On March 12, a company of men left Fort de La Présentation and began an overland trek toward the Oneida Carry. Under the command of Lieutenant[Gaspard-Joseph Chaussegros de Léry, a Canadian-born seigneur, the force consisted of 84 troupes de la Marine, 111 Canadian militiamen, and 110 natives, mostly Iroquois but also some Hurons. On 13 March 1756, an Oswegatchie traveler told the Canadian Iroquois about the British forts at the Oneida Carrying Place, which caused them to demand a halt.[37] The Canadian historian D. Peter MacLeod called the arguments between the French and the Canadian Iroquois a cultural clash, writing

For French officers such as Léry, a military operation could still be a success if half their subordinates became casualties, providing that it had achieved a sufficiently important objective. This perspective was not necessarily shared by soldiers and militiamen for whom personal survival might take precedence over the achievement of abstract imperial goals. For Amerindians, on the other hand, no amount of prestige from a military operation was worth the loss of a single life. When Canadian Iroquois fighters went to war, they employed many of the strategies and tactics of the hunt. Successful hunters used stealth and cleverness to assure themselves of the maximum advantage and sought to kill an animal quietly and efficiently. Getting mauled by a bear, lost, shot by accident and harmed by any of the other dangers incidental to hunting would turn an otherwise successful hunt into a grim failure.[38]

As the Canadian Iroquois population was much smaller than the French population, the purpose of war for them was to take prisoners without suffering losses in return, and as such assaulting a fort was out of the question for them.[39] Furthermore, Léry as the product of the authoritarian French state expected his orders to be obeyed unconditionally while the Iroquois chiefs were merely first among equals, who had to seek a consensus from their warriors before acting.[40]

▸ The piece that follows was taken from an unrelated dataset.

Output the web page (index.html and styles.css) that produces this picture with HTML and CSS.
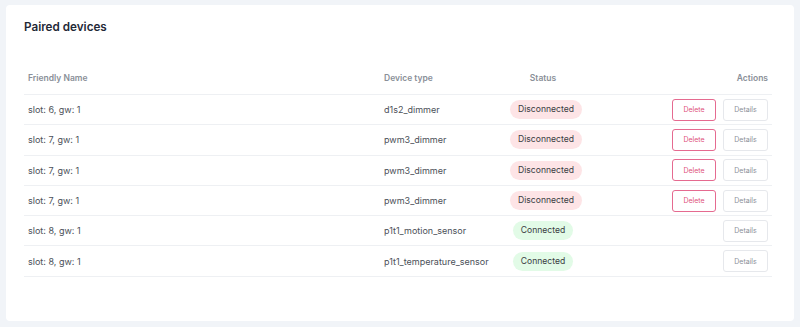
FILE: index.html
```html
<!DOCTYPE html>
<html>

<head>
    <title>Paired devices</title>
    <link rel="stylesheet" href="styles.css">
</head>

<body>
    <div class="card">
        <h2>Paired devices</h2>
        <table>
            <thead>
                <tr>
                    <th class="name">Friendly Name</th>
                    <th class="type">Device type</th>
                    <th class="status">Status</th>
                    <th class="actions">Actions</th>
                </tr>
            </thead>
            <tbody>
                <tr>
                    <td>slot: 6, gw: 1</td>
                    <td>d1s2_dimmer</td>
                    <td class="status"><span class="badge off">Disconnected</span></td>
                    <td class="actions"><button class="btn delete">Delete</button><button class="btn">Details</button></td>
                </tr>
                <tr>
                    <td>slot: 7, gw: 1</td>
                    <td>pwm3_dimmer</td>
                    <td class="status"><span class="badge off">Disconnected</span></td>
                    <td class="actions"><button class="btn delete">Delete</button><button class="btn">Details</button></td>
                </tr>
                <tr>
                    <td>slot: 7, gw: 1</td>
                    <td>pwm3_dimmer</td>
                    <td class="status"><span class="badge off">Disconnected</span></td>
                    <td class="actions"><button class="btn delete">Delete</button><button class="btn">Details</button></td>
                </tr>
                <tr>
                    <td>slot: 7, gw: 1</td>
                    <td>pwm3_dimmer</td>
                    <td class="status"><span class="badge off">Disconnected</span></td>
                    <td class="actions"><button class="btn delete">Delete</button><button class="btn">Details</button></td>
                </tr>
                <tr>
                    <td>slot: 8, gw: 1</td>
                    <td>p1t1_motion_sensor</td>
                    <td class="status"><span class="badge on">Connected</span></td>
                    <td class="actions"><button class="btn">Details</button></td>
                </tr>
                <tr>
                    <td>slot: 8, gw: 1</td>
                    <td>p1t1_temperature_sensor</td>
                    <td class="status"><span class="badge on">Connected</span></td>
                    <td class="actions"><button class="btn">Details</button></td>
                </tr>
            </tbody>
        </table>
    </div>
</body>

</html>
```

FILE: styles.css
```css
body {
    background-color: #f1f4f8;
    font-family: 'Inter', 'Noto Sans', sans-serif;
    margin: 0;
    padding: 5px 6px 6px;
}

.card {
    background-color: white;
    border-radius: 4px;
    height: 316px;
    box-sizing: border-box;
    padding: 14px 22px 0 18px;
}

h2 {
    font-size: 11.7px;
    font-weight: 600;
    color: #1f2937;
    margin: 0;
    line-height: 16px;
}

table {
    width: 100%;
    table-layout: fixed;
    border-collapse: collapse;
    margin-top: 27px;
}

th,
td {
    font-size: 9px;
    padding: 0 4px;
    text-align: left;
    border-bottom: 1px solid #eef0f3;
    height: 29.3px;
}

th {
    font-size: 8.5px;
    font-weight: 600;
    color: #8a8f98;
    height: 32px;
    vertical-align: middle;
}

td {
    color: #4b5058;
}

th.name {
    width: 348px;
}

th.type {
    width: 118px;
}

th.status {
    width: 66px;
}

.status {
    text-align: center;
}

th.actions,
td.actions {
    text-align: right;
}

.badge {
    display: inline-block;
    padding: 4px 8px 5px;
    border-radius: 10px;
    font-size: 8.6px;
    color: #3a3d42;
    line-height: 10px;
    white-space: nowrap;
}

.badge.off {
    background-color: #fde4e6;
}

.badge.on {
    background-color: #e2fbe7;
}

.btn {
    font-family: inherit;
    font-size: 7px;
    color: #8a8f98;
    background: white;
    border: 1px solid #e6e8ec;
    border-radius: 3px;
    height: 22px;
    width: 45px;
    margin-left: 7px;
    padding: 0;
}

.btn.delete {
    color: #e0507c;
    border-color: #e56a90;
    width: 44px;
}
```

The Iroquois demanded that the planned attack on the forts be scrapped, and instead argued for raiding the British settlements along the Mohawk river valley.[41] Léry stated as an officer of the Troupes de la Marine he expected his orders to be obeyed without question, and upon seeing the Iroquois would not obey his orders and many were deserting, he told them there were no forts at the Oneida Carry, and that they would be "delighted to find many Englishmen there; that the Onontio had sent me to fight them".[42] Many of the Indians were not impressed, and went home.[43] After nearly two weeks of difficult winter travel, they arrived near the carry on March 24.

Battle

Major General Sir William Johnson, mobilized the New York militia when reports of a French-Native force was incoming. However, he later sent the militia home when he received word that earlier reports were false.

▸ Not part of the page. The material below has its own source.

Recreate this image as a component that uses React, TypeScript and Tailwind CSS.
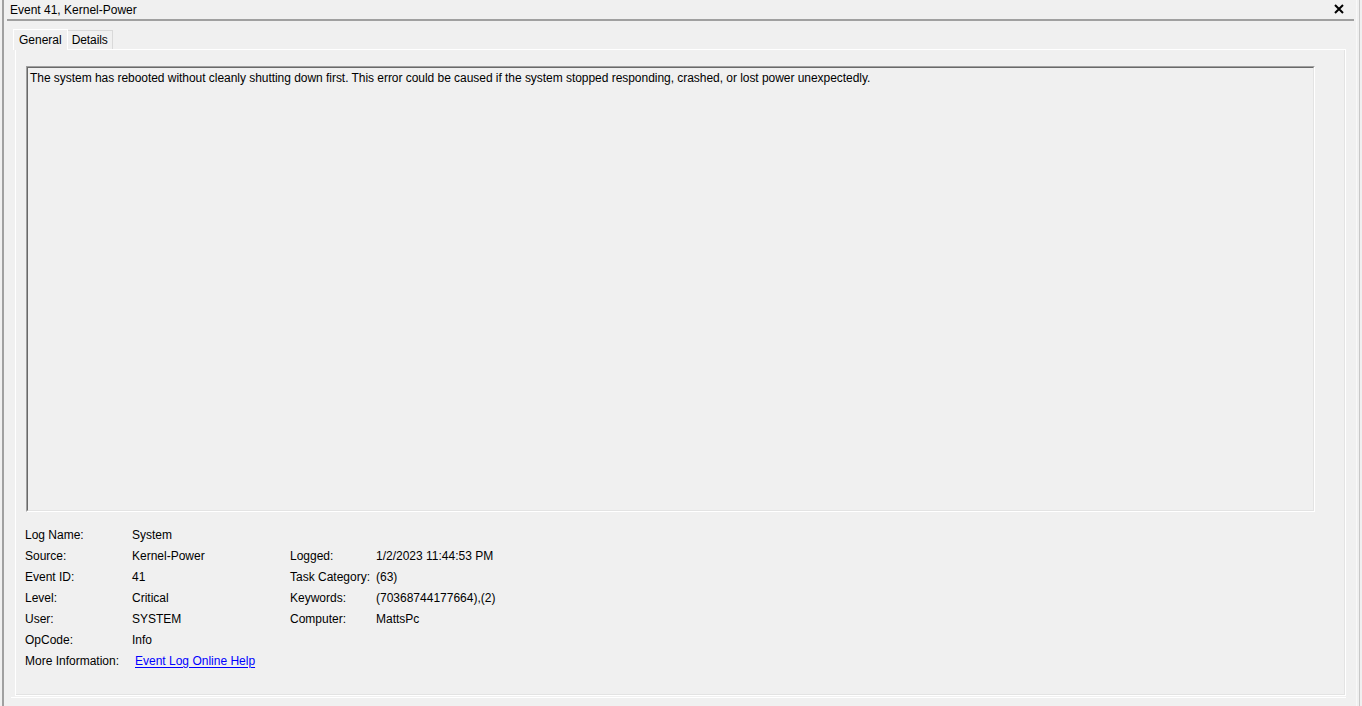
import React from 'react';

const rows: { label: string; value: React.ReactNode; label2?: string; value2?: string }[] = [
  { label: 'Log Name:', value: 'System' },
  { label: 'Source:', value: 'Kernel-Power', label2: 'Logged:', value2: '1/2/2023 11:44:53 PM' },
  { label: 'Event ID:', value: '41', label2: 'Task Category:', value2: '(63)' },
  { label: 'Level:', value: 'Critical', label2: 'Keywords:', value2: '(70368744177664),(2)' },
  { label: 'User:', value: 'SYSTEM', label2: 'Computer:', value2: 'MattsPc' },
  { label: 'OpCode:', value: 'Info' },
  {
    label: 'More Information:',
    value: (
      <a href="#" className="ml-[3px] text-[#0000ff] underline underline-offset-2">
        Event Log Online Help
      </a>
    ),
  },
];

const App: React.FC = () => {
  return (
    <div className="w-[1362px] h-[706px] bg-[#f0f0f0] flex text-[12px] text-black font-['Liberation_Sans',Arial,sans-serif] overflow-hidden">
      {/* left window edge */}
      <div className="w-[2px]" />
      <div className="w-[2px] bg-[#a0a0a0]" />

      <div className="w-[1352px] flex flex-col">
        {/* title */}
        <div className="h-[19px] flex items-center justify-between pl-[6px] pr-[12px]">
          <span className="leading-none">Event 41, Kernel-Power</span>
          <svg width="10" height="10" viewBox="0 0 10 10" className="mb-[1px]">
            <path d="M1 1 L9 9 M9 1 L1 9" stroke="#000" strokeWidth="2" />
          </svg>
        </div>
        <div className="h-[2px] bg-[#a0a0a0] ml-[3px] mr-[2px]" />

        {/* tabs */}
        <div className="ml-[9px] mr-[10px] mt-[7px] flex flex-col">
          <div className="flex items-end h-[21px]">
            <div className="h-[21px] px-[5px] pt-[2px] border border-b-0 border-white bg-[#f0f0f0] relative z-10 -mb-px leading-[16px]">
              General
            </div>
            <div className="h-[19px] px-[4px] pt-[2px] border border-b-0 border-l-0 border-[#d9d9d9] leading-[14px] tracking-[-0.1px]">
              Details
            </div>
          </div>

          <div className="h-[647px] ml-[2px] border border-white flex flex-col">
            <div className="flex-1 border-r border-b border-[#e3e3e3] flex flex-col pl-[10px] pr-[29px] pt-[16px]">
              {/* description box */}
              <div className="h-[446px] border-t border-l border-[#a0a0a0] border-r border-b border-r-white border-b-white">
                <div className="h-full border-t border-l border-[#696969] border-r border-b border-r-[#e3e3e3] border-b-[#e3e3e3] px-[2px] pt-[2px] leading-[16px] tracking-[-0.04px]">
                  The system has rebooted without cleanly shutting down first. This error could be caused if the system stopped responding, crashed, or lost power unexpectedly.
                </div>
              </div>

              {/* properties */}
              <div className="mt-[12px] -ml-[1px] flex flex-col">
                {rows.map((r) => (
                  <div key={r.label} className="h-[21px] flex items-center">
                    <div className="w-[107px]">{r.label}</div>
                    <div className="w-[158px]">{r.value}</div>
                    {r.label2 && <div className="w-[86px]">{r.label2}</div>}
                    {r.value2 && <div>{r.value2}</div>}
                  </div>
                ))}
              </div>
            </div>
          </div>
          <div className="h-[1px] mt-[1px] bg-white -ml-[2px]" />
        </div>
      </div>

      {/* right window edge */}
      <div className="w-[1px] bg-[#f8f8f8]" />
      <div className="w-[2px]" />
      <div className="w-[1px] bg-[#c8c8c8]" />
      <div className="w-[2px]" />
    </div>
  );
};

export default App;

All through the winter, the British garrisons at Fort Bull and Fort Williams had been on a half-rations following the freezing of the Mohawk river, and many men were suffering from scurvy.[44] On 12 March, a messenger from Fort Williams told Sir William Johnson, the Superintendent of Northern Indian Affairs, that an Indian traveler had told them that a force of 300 French and Indians were heading towards the Oneida Carry, which caused Johnson to call up about 1, 000 New York militiamen and start marching up the Mohawk river valley, only to send the New York militia home three days later when Johnson received word that it was a false rumor.[45] Lieutenant Colonel James Mercer at Fort Oswego had been planning on abandoning the fort on 25 March to head back to Schenectady when 14 bateaux arrived in the middle of March, which persuaded him to stay on.[46] However, despite the opening of the supply line along the Hudson and Mohawk to bring up supplies from Albany, the garrisons at both Fort Williams and Fort Bull were still weakened by their long winter of hunger.[47] One consequence of their isolation and physical weakness was no patrolling had been done, and the British had no idea that an expeditionary force had left Montreal at the end of February heading for the Oneida Carry.[48] The American historian Fred Anderson wrote that name Fort Bull was a misnomer as the fort was "...was not so much a fort as a way station: a collection of storehouses and barracks, enclosed in a single palisade".[49]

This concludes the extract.